Obra da artista Sandra Poulson, “Sãbao Azul e Água”

Suíça

O pavilhão da Suíça, projeto de Bruno Giacometti, fica ao lado do da Venezuela, assinado por Carlo Scarpa. São os únicos vizinhos no Giardini que dividem um mesmo muro. A exposição ‘Neighbours’ propôs tirar um pedaço do muro para integrar o espaço dos dois pavilhões. No interior, foi instalado um imenso tapete com o desenho das plantas baixas dos dois edifícios. Sem divisórias, os visitantes podem caminhar livremente e imaginar os espaços interligados. As grades, que fechavam a entrada do pavilhão da Suíça, também foram removidas, abrindo-o totalmente para o entorno.
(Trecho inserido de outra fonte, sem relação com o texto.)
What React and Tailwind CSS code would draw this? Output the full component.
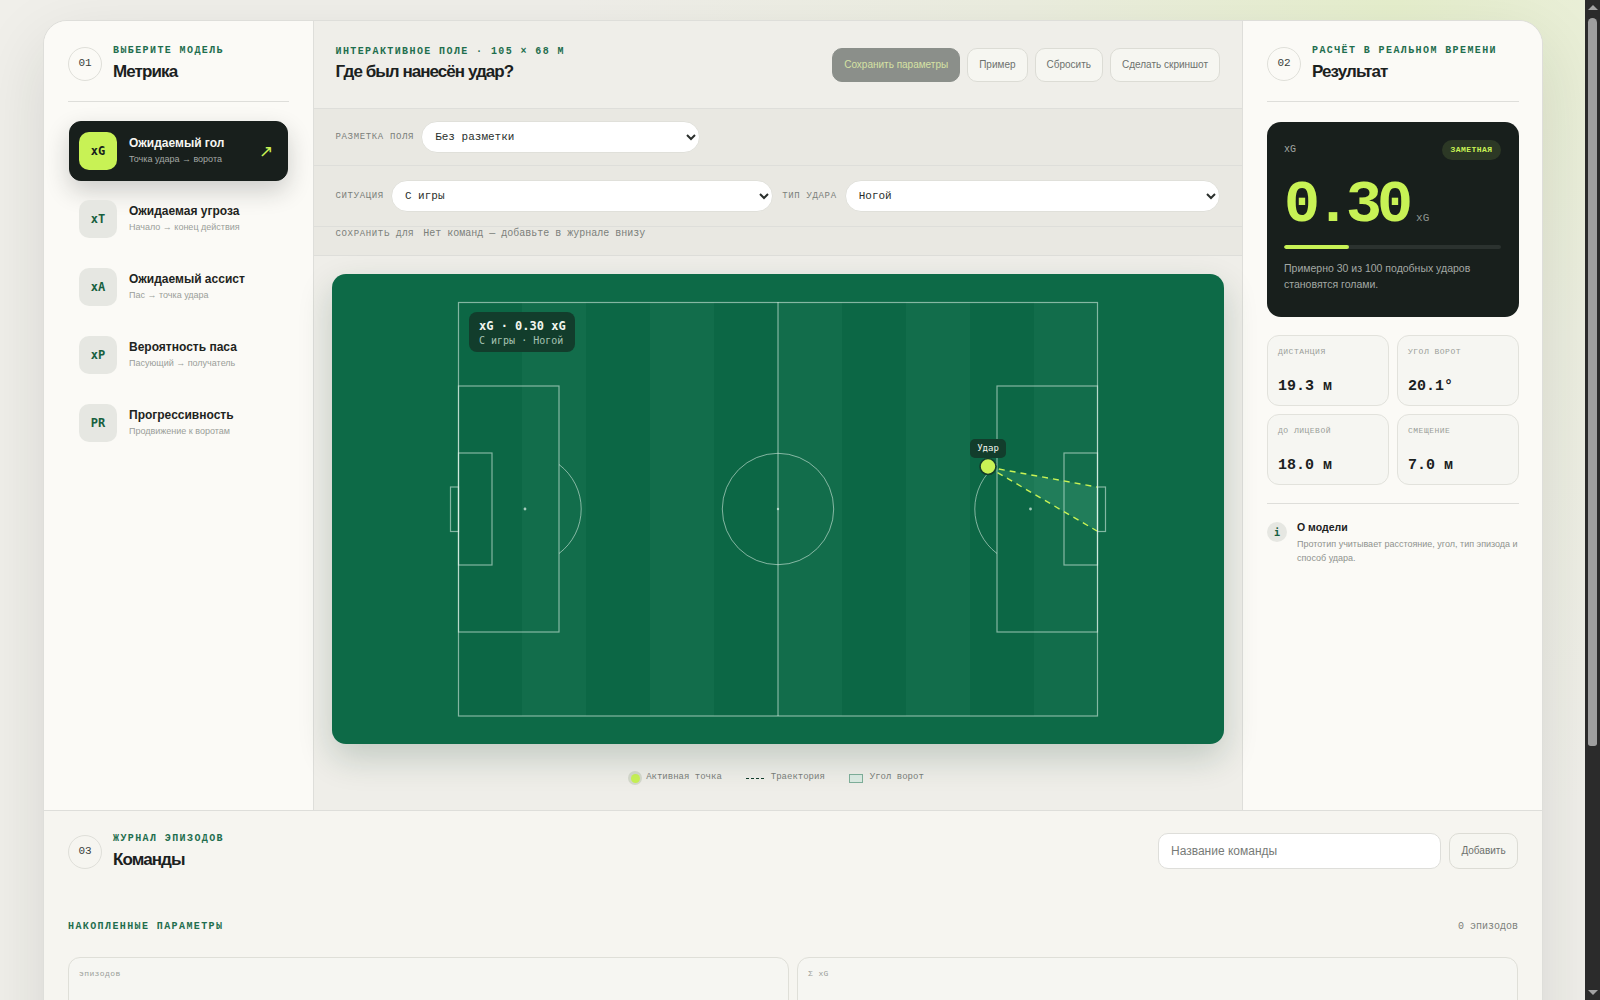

Segmento do muro que foi removido
Tapete com o desenhos das plantas baixas dos dois pavilhões

Polônia

Com o avanço tecnológico da inteligência artificial, surgem dúvidas sobre o impacto dessa tecnologia sobre o projeto arquitetônico e o espaço construído. Neste tema, a exposição ‘Datament’, com curadoria Jacek Sosnowski, apresenta uma instalação construída a partir de dados coletados sobre 4 tipologias residenciais em países diferentes. A ausência de um filtro ou uma análise cuidadosa dos dados gera uma sobreposição, repetição e eventualmente um ruído no resultado. O objetivo é demonstrar como os dados por si só não trazem as respostas desejadas e que, para saber tirar proveito dessas informações, é preciso saber fazer as perguntas certas.

A Biennale Architettura segue aberta à visitação até 26 de novembro 2023.